* [What is required]:
Go through the data below and gather each line containing "full".

* [Entries supplied]:
'''

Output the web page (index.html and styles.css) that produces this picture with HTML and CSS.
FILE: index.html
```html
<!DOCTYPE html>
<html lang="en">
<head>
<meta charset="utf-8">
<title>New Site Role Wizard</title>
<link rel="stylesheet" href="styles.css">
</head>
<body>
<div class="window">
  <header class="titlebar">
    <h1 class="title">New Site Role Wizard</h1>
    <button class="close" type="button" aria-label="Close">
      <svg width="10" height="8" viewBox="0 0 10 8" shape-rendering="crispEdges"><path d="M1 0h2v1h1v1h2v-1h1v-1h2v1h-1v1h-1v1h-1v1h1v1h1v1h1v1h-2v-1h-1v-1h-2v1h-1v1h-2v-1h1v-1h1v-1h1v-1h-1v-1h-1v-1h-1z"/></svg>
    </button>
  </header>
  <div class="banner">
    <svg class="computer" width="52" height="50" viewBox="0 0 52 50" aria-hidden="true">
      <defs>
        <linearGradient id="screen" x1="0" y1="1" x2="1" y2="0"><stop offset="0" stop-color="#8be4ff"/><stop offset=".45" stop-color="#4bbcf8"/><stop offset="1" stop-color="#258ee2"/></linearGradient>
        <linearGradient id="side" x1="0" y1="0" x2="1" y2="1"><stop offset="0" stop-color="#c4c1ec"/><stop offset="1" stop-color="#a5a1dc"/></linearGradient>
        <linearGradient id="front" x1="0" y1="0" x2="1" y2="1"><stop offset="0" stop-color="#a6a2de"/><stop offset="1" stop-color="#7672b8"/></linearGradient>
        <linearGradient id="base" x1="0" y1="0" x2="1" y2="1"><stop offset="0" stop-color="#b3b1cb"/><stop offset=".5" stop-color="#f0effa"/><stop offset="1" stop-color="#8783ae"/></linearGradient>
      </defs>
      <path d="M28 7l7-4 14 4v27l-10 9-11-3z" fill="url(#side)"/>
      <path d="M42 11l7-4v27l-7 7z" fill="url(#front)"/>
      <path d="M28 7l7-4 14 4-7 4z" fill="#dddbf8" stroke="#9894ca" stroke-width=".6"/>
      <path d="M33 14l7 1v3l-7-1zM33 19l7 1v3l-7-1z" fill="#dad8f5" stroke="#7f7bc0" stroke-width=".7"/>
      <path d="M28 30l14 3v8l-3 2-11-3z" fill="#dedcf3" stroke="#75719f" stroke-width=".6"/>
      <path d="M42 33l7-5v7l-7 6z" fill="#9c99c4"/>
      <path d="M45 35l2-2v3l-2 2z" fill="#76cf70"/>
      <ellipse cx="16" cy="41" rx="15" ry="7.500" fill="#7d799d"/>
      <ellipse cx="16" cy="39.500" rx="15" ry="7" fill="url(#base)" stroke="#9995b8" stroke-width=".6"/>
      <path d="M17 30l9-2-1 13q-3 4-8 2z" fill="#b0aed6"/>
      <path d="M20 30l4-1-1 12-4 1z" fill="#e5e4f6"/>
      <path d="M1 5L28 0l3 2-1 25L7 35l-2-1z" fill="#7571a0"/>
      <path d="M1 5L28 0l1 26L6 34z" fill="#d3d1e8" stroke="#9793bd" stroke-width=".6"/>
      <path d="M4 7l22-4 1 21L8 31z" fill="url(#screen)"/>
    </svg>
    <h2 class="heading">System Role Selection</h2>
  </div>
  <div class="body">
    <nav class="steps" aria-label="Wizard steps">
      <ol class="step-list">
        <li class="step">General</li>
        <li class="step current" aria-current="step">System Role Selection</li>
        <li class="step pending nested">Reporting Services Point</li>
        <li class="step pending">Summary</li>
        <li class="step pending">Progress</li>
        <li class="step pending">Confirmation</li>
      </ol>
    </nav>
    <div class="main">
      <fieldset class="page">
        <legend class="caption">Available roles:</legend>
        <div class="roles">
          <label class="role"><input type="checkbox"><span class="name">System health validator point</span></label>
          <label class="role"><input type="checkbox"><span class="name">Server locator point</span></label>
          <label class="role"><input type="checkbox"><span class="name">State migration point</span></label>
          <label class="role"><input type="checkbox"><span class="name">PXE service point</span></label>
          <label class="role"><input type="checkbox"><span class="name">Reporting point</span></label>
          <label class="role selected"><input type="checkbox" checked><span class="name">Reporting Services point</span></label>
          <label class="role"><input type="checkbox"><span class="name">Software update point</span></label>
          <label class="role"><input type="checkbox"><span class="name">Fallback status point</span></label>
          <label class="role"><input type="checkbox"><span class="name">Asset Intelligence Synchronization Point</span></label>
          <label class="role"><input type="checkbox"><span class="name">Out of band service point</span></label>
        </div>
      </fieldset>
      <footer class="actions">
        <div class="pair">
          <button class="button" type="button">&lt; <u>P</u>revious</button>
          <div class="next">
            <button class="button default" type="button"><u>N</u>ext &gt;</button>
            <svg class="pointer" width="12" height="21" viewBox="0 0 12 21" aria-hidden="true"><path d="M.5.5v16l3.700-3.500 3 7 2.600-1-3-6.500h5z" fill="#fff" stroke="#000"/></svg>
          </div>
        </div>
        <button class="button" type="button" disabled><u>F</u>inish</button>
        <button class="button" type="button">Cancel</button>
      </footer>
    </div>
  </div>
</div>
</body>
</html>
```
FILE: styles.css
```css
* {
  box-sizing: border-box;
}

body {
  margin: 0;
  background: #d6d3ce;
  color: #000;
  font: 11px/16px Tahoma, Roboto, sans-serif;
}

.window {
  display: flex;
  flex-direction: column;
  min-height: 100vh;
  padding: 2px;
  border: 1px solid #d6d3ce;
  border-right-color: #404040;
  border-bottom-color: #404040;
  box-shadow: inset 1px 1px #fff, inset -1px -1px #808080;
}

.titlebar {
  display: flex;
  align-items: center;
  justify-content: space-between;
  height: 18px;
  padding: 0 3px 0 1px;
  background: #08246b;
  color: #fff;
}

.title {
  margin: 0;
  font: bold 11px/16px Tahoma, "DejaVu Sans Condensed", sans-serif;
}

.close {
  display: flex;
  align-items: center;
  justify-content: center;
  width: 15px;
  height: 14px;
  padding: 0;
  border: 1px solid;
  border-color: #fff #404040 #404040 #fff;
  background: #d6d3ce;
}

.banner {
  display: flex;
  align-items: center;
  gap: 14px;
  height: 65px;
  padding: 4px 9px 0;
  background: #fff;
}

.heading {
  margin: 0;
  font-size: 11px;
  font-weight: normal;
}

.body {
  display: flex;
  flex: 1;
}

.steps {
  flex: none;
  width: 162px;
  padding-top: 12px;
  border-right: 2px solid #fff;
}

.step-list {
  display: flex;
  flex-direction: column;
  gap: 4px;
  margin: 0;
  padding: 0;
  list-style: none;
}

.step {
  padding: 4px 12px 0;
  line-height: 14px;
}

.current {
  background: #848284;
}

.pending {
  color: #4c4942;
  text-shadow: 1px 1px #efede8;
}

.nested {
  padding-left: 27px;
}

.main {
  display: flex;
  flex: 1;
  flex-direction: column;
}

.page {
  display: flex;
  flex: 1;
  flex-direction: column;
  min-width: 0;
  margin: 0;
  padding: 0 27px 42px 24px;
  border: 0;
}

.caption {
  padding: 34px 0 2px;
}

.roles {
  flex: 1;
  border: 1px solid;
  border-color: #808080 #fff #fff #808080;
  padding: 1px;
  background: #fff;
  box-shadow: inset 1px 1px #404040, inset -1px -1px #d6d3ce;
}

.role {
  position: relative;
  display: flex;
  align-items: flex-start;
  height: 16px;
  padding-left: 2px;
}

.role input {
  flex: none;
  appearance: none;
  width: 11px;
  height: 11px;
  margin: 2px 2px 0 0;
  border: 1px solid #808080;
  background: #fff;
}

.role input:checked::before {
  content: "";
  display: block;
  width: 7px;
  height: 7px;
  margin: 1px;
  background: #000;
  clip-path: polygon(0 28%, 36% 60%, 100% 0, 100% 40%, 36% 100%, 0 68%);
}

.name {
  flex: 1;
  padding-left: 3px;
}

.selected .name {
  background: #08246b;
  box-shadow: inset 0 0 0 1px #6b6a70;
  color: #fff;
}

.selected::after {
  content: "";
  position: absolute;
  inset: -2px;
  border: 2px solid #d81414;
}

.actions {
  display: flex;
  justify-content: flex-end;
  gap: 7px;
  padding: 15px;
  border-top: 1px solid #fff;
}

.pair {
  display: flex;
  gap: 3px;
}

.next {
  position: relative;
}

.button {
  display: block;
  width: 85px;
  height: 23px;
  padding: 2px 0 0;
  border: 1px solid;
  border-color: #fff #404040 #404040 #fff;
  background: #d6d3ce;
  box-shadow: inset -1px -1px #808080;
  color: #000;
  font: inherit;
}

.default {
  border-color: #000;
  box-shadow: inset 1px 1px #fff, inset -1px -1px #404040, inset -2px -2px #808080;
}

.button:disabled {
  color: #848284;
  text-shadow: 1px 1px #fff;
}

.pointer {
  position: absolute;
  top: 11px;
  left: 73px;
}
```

'''
'''

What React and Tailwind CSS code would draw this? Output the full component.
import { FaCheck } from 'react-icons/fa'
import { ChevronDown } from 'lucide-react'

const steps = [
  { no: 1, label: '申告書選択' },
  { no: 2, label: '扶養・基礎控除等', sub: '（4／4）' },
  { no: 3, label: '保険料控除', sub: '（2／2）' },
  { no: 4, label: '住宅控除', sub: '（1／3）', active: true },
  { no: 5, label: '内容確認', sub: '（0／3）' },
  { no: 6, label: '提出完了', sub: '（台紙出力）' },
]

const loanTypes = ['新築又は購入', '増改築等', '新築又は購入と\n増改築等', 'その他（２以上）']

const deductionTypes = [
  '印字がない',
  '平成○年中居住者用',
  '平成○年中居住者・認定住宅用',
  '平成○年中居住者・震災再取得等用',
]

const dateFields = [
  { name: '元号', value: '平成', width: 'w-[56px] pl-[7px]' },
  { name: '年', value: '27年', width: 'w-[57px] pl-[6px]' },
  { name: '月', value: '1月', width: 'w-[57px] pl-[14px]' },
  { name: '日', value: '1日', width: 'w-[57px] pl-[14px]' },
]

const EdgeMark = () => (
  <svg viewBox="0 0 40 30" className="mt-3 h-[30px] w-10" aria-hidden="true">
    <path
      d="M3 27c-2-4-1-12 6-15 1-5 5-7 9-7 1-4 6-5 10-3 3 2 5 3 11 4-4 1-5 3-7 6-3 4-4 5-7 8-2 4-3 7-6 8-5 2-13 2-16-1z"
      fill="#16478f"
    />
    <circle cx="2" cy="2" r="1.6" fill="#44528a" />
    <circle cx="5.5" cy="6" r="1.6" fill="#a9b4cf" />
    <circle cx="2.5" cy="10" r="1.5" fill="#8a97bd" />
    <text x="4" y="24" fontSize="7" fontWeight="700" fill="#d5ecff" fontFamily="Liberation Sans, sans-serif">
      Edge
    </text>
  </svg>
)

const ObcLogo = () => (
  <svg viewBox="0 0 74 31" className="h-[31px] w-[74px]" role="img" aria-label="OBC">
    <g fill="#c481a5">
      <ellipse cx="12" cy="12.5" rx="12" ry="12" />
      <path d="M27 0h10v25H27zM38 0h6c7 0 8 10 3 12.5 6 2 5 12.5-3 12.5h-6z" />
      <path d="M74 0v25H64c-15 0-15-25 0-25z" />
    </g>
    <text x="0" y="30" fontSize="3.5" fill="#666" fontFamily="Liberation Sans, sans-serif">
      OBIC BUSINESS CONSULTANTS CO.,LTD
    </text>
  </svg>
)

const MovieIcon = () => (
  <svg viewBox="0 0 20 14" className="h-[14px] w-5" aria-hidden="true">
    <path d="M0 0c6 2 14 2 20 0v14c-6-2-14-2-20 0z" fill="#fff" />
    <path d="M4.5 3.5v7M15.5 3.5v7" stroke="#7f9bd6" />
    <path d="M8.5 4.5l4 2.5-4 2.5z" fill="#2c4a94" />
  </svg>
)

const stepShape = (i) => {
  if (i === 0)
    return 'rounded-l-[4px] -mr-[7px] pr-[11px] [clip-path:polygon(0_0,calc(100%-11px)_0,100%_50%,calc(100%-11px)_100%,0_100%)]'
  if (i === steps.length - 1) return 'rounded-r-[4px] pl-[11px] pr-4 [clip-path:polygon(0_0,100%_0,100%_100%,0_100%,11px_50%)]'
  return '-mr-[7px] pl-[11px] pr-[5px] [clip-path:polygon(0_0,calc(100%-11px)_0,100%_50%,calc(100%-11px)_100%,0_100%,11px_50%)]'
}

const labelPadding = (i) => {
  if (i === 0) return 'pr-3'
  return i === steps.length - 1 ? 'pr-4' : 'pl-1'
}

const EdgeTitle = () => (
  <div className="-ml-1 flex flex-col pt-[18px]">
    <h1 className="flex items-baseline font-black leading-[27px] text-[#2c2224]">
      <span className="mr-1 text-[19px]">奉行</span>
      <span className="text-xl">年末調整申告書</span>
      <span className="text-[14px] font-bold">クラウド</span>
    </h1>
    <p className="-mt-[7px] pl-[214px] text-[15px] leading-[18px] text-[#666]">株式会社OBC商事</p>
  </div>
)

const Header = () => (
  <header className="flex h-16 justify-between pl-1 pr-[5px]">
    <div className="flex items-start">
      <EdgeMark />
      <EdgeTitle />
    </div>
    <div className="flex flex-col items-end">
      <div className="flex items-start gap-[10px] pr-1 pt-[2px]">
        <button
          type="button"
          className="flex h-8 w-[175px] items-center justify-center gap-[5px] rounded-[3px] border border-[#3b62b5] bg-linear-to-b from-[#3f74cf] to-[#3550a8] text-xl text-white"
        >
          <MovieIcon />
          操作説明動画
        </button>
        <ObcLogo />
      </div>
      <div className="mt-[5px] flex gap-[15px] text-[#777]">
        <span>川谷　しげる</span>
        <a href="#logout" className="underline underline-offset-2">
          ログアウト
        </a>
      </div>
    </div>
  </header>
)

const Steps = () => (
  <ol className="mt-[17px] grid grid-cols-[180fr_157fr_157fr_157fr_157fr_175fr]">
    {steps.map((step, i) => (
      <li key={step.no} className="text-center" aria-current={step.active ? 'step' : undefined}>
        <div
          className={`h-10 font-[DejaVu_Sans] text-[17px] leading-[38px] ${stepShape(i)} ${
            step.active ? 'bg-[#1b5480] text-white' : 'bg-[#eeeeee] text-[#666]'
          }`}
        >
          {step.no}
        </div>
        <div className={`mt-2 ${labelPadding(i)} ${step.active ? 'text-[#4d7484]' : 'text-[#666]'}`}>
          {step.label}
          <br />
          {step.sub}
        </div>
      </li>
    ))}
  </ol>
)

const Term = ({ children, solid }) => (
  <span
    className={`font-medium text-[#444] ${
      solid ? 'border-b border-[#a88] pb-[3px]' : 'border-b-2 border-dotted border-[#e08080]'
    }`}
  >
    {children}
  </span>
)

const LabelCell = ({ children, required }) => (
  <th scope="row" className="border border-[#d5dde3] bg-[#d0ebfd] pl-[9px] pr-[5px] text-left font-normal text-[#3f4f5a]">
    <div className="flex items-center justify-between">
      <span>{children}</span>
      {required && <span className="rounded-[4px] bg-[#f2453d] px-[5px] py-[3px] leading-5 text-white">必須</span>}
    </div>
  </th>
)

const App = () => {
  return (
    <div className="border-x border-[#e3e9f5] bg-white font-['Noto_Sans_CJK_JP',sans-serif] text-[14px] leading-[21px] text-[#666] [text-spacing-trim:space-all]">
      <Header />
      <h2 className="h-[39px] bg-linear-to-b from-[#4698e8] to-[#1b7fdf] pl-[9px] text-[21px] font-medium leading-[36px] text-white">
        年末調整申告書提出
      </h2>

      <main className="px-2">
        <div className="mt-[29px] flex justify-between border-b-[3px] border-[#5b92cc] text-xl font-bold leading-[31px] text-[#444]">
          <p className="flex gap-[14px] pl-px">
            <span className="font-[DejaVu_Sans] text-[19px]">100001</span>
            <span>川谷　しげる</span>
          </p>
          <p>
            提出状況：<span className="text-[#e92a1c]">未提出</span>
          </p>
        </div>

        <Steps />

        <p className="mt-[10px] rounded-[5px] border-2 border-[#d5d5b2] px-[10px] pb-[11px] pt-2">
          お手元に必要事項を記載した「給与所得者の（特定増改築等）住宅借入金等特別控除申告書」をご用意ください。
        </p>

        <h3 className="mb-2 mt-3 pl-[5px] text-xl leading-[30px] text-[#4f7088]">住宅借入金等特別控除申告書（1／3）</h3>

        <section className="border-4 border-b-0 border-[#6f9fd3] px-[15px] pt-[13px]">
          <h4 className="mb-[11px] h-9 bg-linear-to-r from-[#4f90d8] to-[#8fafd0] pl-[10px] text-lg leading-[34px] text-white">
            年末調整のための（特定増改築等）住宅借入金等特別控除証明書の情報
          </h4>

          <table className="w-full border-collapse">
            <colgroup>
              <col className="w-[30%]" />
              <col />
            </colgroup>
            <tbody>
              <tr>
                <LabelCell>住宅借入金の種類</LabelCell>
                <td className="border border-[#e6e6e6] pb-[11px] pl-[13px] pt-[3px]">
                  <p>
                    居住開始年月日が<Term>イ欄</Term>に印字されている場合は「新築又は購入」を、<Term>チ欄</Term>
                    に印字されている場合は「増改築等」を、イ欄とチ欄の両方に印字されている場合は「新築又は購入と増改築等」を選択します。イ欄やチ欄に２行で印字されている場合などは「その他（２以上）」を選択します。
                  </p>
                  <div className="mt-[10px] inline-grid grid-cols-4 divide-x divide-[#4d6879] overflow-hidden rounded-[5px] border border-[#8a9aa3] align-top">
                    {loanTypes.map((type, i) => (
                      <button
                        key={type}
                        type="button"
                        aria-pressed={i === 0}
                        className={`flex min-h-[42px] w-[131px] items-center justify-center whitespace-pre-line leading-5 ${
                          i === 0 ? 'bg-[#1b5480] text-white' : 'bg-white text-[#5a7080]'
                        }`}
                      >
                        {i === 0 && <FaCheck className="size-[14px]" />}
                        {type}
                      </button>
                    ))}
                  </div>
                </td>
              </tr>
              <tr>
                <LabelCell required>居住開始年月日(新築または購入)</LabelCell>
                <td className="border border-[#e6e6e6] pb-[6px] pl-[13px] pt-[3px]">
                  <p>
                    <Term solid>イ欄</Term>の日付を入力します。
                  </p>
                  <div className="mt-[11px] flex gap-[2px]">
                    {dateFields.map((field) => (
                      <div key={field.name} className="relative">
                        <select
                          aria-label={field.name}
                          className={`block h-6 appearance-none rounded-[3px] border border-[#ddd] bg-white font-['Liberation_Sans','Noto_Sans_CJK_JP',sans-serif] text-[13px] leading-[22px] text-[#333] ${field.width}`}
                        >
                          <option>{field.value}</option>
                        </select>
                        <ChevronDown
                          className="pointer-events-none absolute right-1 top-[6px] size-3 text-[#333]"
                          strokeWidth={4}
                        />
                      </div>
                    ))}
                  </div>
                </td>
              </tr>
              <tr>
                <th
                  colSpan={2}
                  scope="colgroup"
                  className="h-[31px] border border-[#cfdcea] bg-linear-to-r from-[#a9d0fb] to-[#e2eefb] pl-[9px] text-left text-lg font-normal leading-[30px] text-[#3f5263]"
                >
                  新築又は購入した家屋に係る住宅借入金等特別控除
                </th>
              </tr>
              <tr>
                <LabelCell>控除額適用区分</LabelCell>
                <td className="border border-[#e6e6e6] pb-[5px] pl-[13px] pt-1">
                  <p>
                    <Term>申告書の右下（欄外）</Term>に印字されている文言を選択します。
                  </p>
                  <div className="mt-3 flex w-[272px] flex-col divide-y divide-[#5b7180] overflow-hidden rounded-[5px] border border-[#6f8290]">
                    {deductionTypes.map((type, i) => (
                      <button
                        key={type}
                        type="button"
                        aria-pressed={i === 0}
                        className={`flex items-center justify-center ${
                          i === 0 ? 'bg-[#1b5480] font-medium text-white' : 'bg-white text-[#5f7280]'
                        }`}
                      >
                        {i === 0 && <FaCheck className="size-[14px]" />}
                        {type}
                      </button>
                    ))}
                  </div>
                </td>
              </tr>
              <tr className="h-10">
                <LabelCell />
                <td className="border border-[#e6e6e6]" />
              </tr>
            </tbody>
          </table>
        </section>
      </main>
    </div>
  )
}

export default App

'''
'''

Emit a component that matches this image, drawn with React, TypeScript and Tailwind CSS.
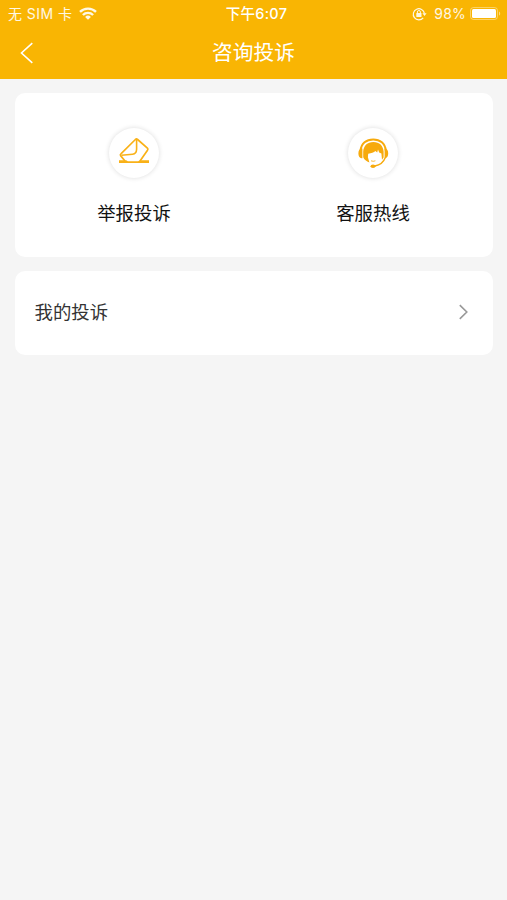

'''

* [Exercise result]:
What React and Tailwind CSS code would draw this? Output the full component.
          <table className="w-full border-collapse">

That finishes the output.